À cette question, Frédéric Rouvillois, professeur de droit public à l'université de Paris-Cité et délégué général de la fondation du Pont-Neuf, co-auteur avec Christophe Boutin du livre Le Référendum. Ou comment redonner le pouvoir au peuple aux Éditions La Nouvelle Librairie, répondait récemment en détail sur BV.

Il rappelait que le référendum était une caractéristique forte de la Ve République, en rupture sur ce point avec la IIIe et la IVe qui avaient muselé l’expression du peuple. Ce peuple alors qualifié de « souverain captif ». Il racontait comment les successeurs de De Gaulle avaient étouffé cette voie référendaire. Et constatait, enfin, que l’article 11 consacré au référendum, de fait, peut servir de support pour interdire une consultation des Français sur l’immigration. Mais deux solutions existent, selon lui : une modification de la Constitution, qui nécessite le vote favorable de la majorité du Sénat et de l’Assemblée nationale. Ou une pression sur le Conseil constitutionnel pour qu’il modifie sa jurisprudence. Simple ? Non, mais pas impossible juridiquement. Au-delà, ce référendum apparaît politiquement inévitable.

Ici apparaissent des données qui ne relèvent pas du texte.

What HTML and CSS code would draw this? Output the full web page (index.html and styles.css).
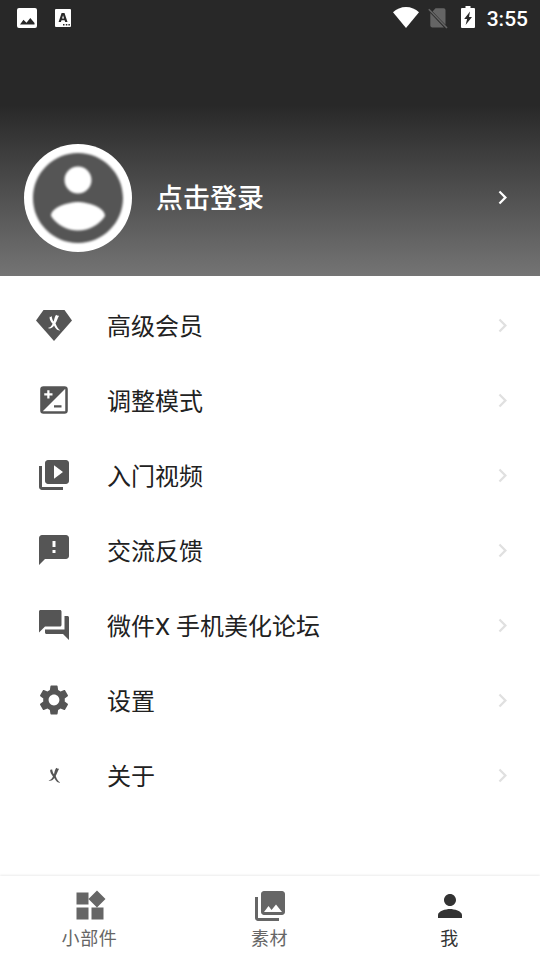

Du reste, un pays européen est actuellement lancé dans cette démarche. Le 15 juin, les conservateurs au pouvoir en Pologne, très opposés à la réforme du système d’asile en Europe, ont annoncé, par la voix du président Jarosław Kaczyński, leur volonté d’organiser prochainement un référendum sur le sujet. Tout est possible, seuls manquent chez ceux qui donnent volontiers à l'opposition des leçons de démocratie le respect de la volonté populaire et le courage politique. Peut-on encore longtemps bâillonner un peuple français qui gronde sur un enjeu aussi grave ? Le pouvoir doit rendre au peuple la liberté de choisir son avenir.